--- Start of DATA SEGMENT ---
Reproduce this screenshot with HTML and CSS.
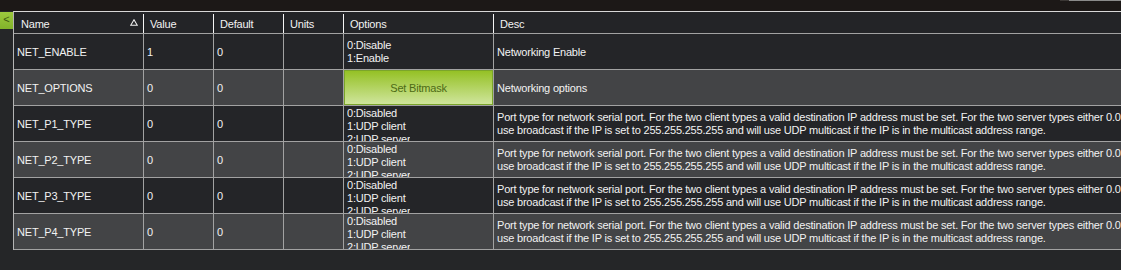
FILE: index.html
```html
<!doctype html>
<html lang="en">
  <head>
    <meta charset="UTF-8" />
    <meta name="viewport" content="width=device-width, initial-scale=1.0" />
    <title>Full Parameter List</title>
    <link rel="stylesheet" href="styles.css">
  </head>
  <body>
    <div class="topbar">
      <div class="scroll-stub"></div>
    </div>

    <div class="main">
      <div class="side">
        <button class="collapse">&lt;</button>
      </div>

      <div class="table">
        <div class="head">
          <div class="th th-name">
            <span>Name</span>
            <svg class="sort" width="8" height="7" viewBox="0 0 8 7">
              <path d="M4 0.8 L7.3 6.3 L0.7 6.3 Z" fill="none" stroke="#f0f0f0" stroke-width="1.1" />
            </svg>
          </div>
          <div class="th th-value">Value</div>
          <div class="th th-default">Default</div>
          <div class="th th-units">Units</div>
          <div class="th th-options">Options</div>
          <div class="th th-desc">Desc</div>
        </div>

        <div class="rows">
          <div class="cell">NET_ENABLE</div>
          <div class="cell">1</div>
          <div class="cell">0</div>
          <div class="cell"></div>
          <div class="cell multi"><div>0:Disable<br>1:Enable</div></div>
          <div class="cell">Networking Enable</div>

          <div class="cell alt">NET_OPTIONS</div>
          <div class="cell alt">0</div>
          <div class="cell alt">0</div>
          <div class="cell alt"></div>
          <div class="cell alt btn-cell"><button class="bitmask">Set Bitmask</button></div>
          <div class="cell alt">Networking options</div>

          <div class="cell">NET_P1_TYPE</div>
          <div class="cell">0</div>
          <div class="cell">0</div>
          <div class="cell"></div>
          <div class="cell multi clip"><div class="opts">0:Disabled<br>1:UDP client<br>2:UDP server</div></div>
          <div class="cell multi"><div>Port type for network serial port. For the two client types a valid destination IP address must be set. For the two server types either 0.0.0.0 or a local address can be used. The UDP client type will<br>use broadcast if the IP is set to 255.255.255.255 and will use UDP multicast if the IP is in the multicast address range.</div></div>

          <div class="cell alt">NET_P2_TYPE</div>
          <div class="cell alt">0</div>
          <div class="cell alt">0</div>
          <div class="cell alt"></div>
          <div class="cell alt multi clip"><div class="opts">0:Disabled<br>1:UDP client<br>2:UDP server</div></div>
          <div class="cell alt multi"><div>Port type for network serial port. For the two client types a valid destination IP address must be set. For the two server types either 0.0.0.0 or a local address can be used. The UDP client type will<br>use broadcast if the IP is set to 255.255.255.255 and will use UDP multicast if the IP is in the multicast address range.</div></div>

          <div class="cell">NET_P3_TYPE</div>
          <div class="cell">0</div>
          <div class="cell">0</div>
          <div class="cell"></div>
          <div class="cell multi clip"><div class="opts">0:Disabled<br>1:UDP client<br>2:UDP server</div></div>
          <div class="cell multi"><div>Port type for network serial port. For the two client types a valid destination IP address must be set. For the two server types either 0.0.0.0 or a local address can be used. The UDP client type will<br>use broadcast if the IP is set to 255.255.255.255 and will use UDP multicast if the IP is in the multicast address range.</div></div>

          <div class="cell alt">NET_P4_TYPE</div>
          <div class="cell alt">0</div>
          <div class="cell alt">0</div>
          <div class="cell alt"></div>
          <div class="cell alt multi clip"><div class="opts">0:Disabled<br>1:UDP client<br>2:UDP server</div></div>
          <div class="cell alt multi"><div>Port type for network serial port. For the two client types a valid destination IP address must be set. For the two server types either 0.0.0.0 or a local address can be used. The UDP client type will<br>use broadcast if the IP is set to 255.255.255.255 and will use UDP multicast if the IP is in the multicast address range.</div></div>
        </div>
      </div>
    </div>
  </body>
</html>
```

FILE: styles.css
```css
body {
  margin: 0;
  background-color: #252628;
  color: #f2f2f2;
  font-family: "Liberation Sans", Arial, sans-serif;
  font-size: 11px;
  letter-spacing: -0.2px;
  overflow: hidden;
  width: 1121px;
  height: 270px;
}

.topbar {
  height: 11px;
  background-color: #1c1817;
  display: flex;
  justify-content: flex-end;
}

.scroll-stub {
  width: 52px;
  height: 1px;
  background-color: #8a8a8a;
  border-left: 9px solid #3a3634;
}

.main {
  display: flex;
}

.side {
  width: 13px;
  flex-shrink: 0;
}

.collapse {
  display: block;
  width: 13px;
  height: 17px;
  margin: 1px 0 0;
  padding: 0 0 2px;
  border: none;
  background: linear-gradient(#9cc93e, #82b22a);
  color: #3d5a10;
  font-family: "Liberation Sans", Arial, sans-serif;
  font-size: 11px;
  line-height: 15px;
}

.table {
  flex-shrink: 0;
  border-top: 1px solid #d8d8d8;
  border-left: 1px solid #b4b4b4;
}

.head {
  display: flex;
  height: 21px;
  background-color: #232427;
}

.th {
  box-sizing: border-box;
  height: 19px;
  margin-top: 2px;
  padding-left: 6px;
  display: flex;
  align-items: center;
  border-left: 1px solid #f4f4f4;
}

.th-name {
  width: 129px;
  border-left: none;
  justify-content: space-between;
  padding-left: 7px;
  padding-right: 5px;
}

.sort {
  margin-top: -3px;
}

.th-value,
.th-default {
  width: 70px;
}

.th-units {
  width: 60px;
}

.th-options {
  width: 150px;
}

.th-desc {
  width: 900px;
}

.rows {
  display: grid;
  grid-template-columns: 129px 69px 69px 59px 149px 899px;
  grid-auto-rows: 35px;
  gap: 1px;
  padding: 1px 0;
  background-color: #a2a2a2;
}

.cell {
  background-color: #242528;
  padding-left: 3px;
  display: flex;
  align-items: center;
  overflow: hidden;
  white-space: nowrap;
}

.cell.alt {
  background-color: #434446;
}

.multi {
  line-height: 13px;
}

.clip {
  align-items: flex-start;
  padding-top: 1px;
}

.opts {
  height: 34px;
  overflow: hidden;
}

.btn-cell {
  padding: 0;
}

.bitmask {
  width: 100%;
  height: 100%;
  border: 1px solid #7ba52a;
  background: linear-gradient(#95c125, #cfe59c);
  color: #4d6a16;
  font-family: "Liberation Sans", Arial, sans-serif;
  font-size: 11px;
  letter-spacing: -0.2px;
  padding: 0;
}
```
--- End of DATA SEGMENT ---
_EXERCISE GOAL_: Images in the data above are to be skipped. Retype all other material exactly.

_TASK SOLUTION_:
Reproduce this screenshot with HTML and CSS.
FILE: index.html
```html
<!doctype html>
<html lang="en">
  <head>
    <meta charset="UTF-8" />
    <meta name="viewport" content="width=device-width, initial-scale=1.0" />
    <title>Full Parameter List</title>
    <link rel="stylesheet" href="styles.css">
  </head>
  <body>
    <div class="topbar">
      <div class="scroll-stub"></div>
    </div>

    <div class="main">
      <div class="side">
        <button class="collapse">&lt;</button>
      </div>

      <div class="table">
        <div class="head">
          <div class="th th-name">
            <span>Name</span>
            <svg class="sort" width="8" height="7" viewBox="0 0 8 7">
              <path d="M4 0.8 L7.3 6.3 L0.7 6.3 Z" fill="none" stroke="#f0f0f0" stroke-width="1.1" />
            </svg>
          </div>
          <div class="th th-value">Value</div>
          <div class="th th-default">Default</div>
          <div class="th th-units">Units</div>
          <div class="th th-options">Options</div>
          <div class="th th-desc">Desc</div>
        </div>

        <div class="rows">
          <div class="cell">NET_ENABLE</div>
          <div class="cell">1</div>
          <div class="cell">0</div>
          <div class="cell"></div>
          <div class="cell multi"><div>0:Disable<br>1:Enable</div></div>
          <div class="cell">Networking Enable</div>

          <div class="cell alt">NET_OPTIONS</div>
          <div class="cell alt">0</div>
          <div class="cell alt">0</div>
          <div class="cell alt"></div>
          <div class="cell alt btn-cell"><button class="bitmask">Set Bitmask</button></div>
          <div class="cell alt">Networking options</div>

          <div class="cell">NET_P1_TYPE</div>
          <div class="cell">0</div>
          <div class="cell">0</div>
          <div class="cell"></div>
          <div class="cell multi clip"><div class="opts">0:Disabled<br>1:UDP client<br>2:UDP server</div></div>
          <div class="cell multi"><div>Port type for network serial port. For the two client types a valid destination IP address must be set. For the two server types either 0.0.0.0 or a local address can be used. The UDP client type will<br>use broadcast if the IP is set to 255.255.255.255 and will use UDP multicast if the IP is in the multicast address range.</div></div>

          <div class="cell alt">NET_P2_TYPE</div>
          <div class="cell alt">0</div>
          <div class="cell alt">0</div>
          <div class="cell alt"></div>
          <div class="cell alt multi clip"><div class="opts">0:Disabled<br>1:UDP client<br>2:UDP server</div></div>
          <div class="cell alt multi"><div>Port type for network serial port. For the two client types a valid destination IP address must be set. For the two server types either 0.0.0.0 or a local address can be used. The UDP client type will<br>use broadcast if the IP is set to 255.255.255.255 and will use UDP multicast if the IP is in the multicast address range.</div></div>

          <div class="cell">NET_P3_TYPE</div>
          <div class="cell">0</div>
          <div class="cell">0</div>
          <div class="cell"></div>
          <div class="cell multi clip"><div class="opts">0:Disabled<br>1:UDP client<br>2:UDP server</div></div>
          <div class="cell multi"><div>Port type for network serial port. For the two client types a valid destination IP address must be set. For the two server types either 0.0.0.0 or a local address can be used. The UDP client type will<br>use broadcast if the IP is set to 255.255.255.255 and will use UDP multicast if the IP is in the multicast address range.</div></div>

          <div class="cell alt">NET_P4_TYPE</div>
          <div class="cell alt">0</div>
          <div class="cell alt">0</div>
          <div class="cell alt"></div>
          <div class="cell alt multi clip"><div class="opts">0:Disabled<br>1:UDP client<br>2:UDP server</div></div>
          <div class="cell alt multi"><div>Port type for network serial port. For the two client types a valid destination IP address must be set. For the two server types either 0.0.0.0 or a local address can be used. The UDP client type will<br>use broadcast if the IP is set to 255.255.255.255 and will use UDP multicast if the IP is in the multicast address range.</div></div>
        </div>
      </div>
    </div>
  </body>
</html>
```

FILE: styles.css
```css
body {
  margin: 0;
  background-color: #252628;
  color: #f2f2f2;
  font-family: "Liberation Sans", Arial, sans-serif;
  font-size: 11px;
  letter-spacing: -0.2px;
  overflow: hidden;
  width: 1121px;
  height: 270px;
}

.topbar {
  height: 11px;
  background-color: #1c1817;
  display: flex;
  justify-content: flex-end;
}

.scroll-stub {
  width: 52px;
  height: 1px;
  background-color: #8a8a8a;
  border-left: 9px solid #3a3634;
}

.main {
  display: flex;
}

.side {
  width: 13px;
  flex-shrink: 0;
}

.collapse {
  display: block;
  width: 13px;
  height: 17px;
  margin: 1px 0 0;
  padding: 0 0 2px;
  border: none;
  background: linear-gradient(#9cc93e, #82b22a);
  color: #3d5a10;
  font-family: "Liberation Sans", Arial, sans-serif;
  font-size: 11px;
  line-height: 15px;
}

.table {
  flex-shrink: 0;
  border-top: 1px solid #d8d8d8;
  border-left: 1px solid #b4b4b4;
}

.head {
  display: flex;
  height: 21px;
  background-color: #232427;
}

.th {
  box-sizing: border-box;
  height: 19px;
  margin-top: 2px;
  padding-left: 6px;
  display: flex;
  align-items: center;
  border-left: 1px solid #f4f4f4;
}

.th-name {
  width: 129px;
  border-left: none;
  justify-content: space-between;
  padding-left: 7px;
  padding-right: 5px;
}

.sort {
  margin-top: -3px;
}

.th-value,
.th-default {
  width: 70px;
}

.th-units {
  width: 60px;
}

.th-options {
  width: 150px;
}

.th-desc {
  width: 900px;
}

.rows {
  display: grid;
  grid-template-columns: 129px 69px 69px 59px 149px 899px;
  grid-auto-rows: 35px;
  gap: 1px;
  padding: 1px 0;
  background-color: #a2a2a2;
}

.cell {
  background-color: #242528;
  padding-left: 3px;
  display: flex;
  align-items: center;
  overflow: hidden;
  white-space: nowrap;
}

.cell.alt {
  background-color: #434446;
}

.multi {
  line-height: 13px;
}

.clip {
  align-items: flex-start;
  padding-top: 1px;
}

.opts {
  height: 34px;
  overflow: hidden;
}

.btn-cell {
  padding: 0;
}

.bitmask {
  width: 100%;
  height: 100%;
  border: 1px solid #7ba52a;
  background: linear-gradient(#95c125, #cfe59c);
  color: #4d6a16;
  font-family: "Liberation Sans", Arial, sans-serif;
  font-size: 11px;
  letter-spacing: -0.2px;
  padding: 0;
}
```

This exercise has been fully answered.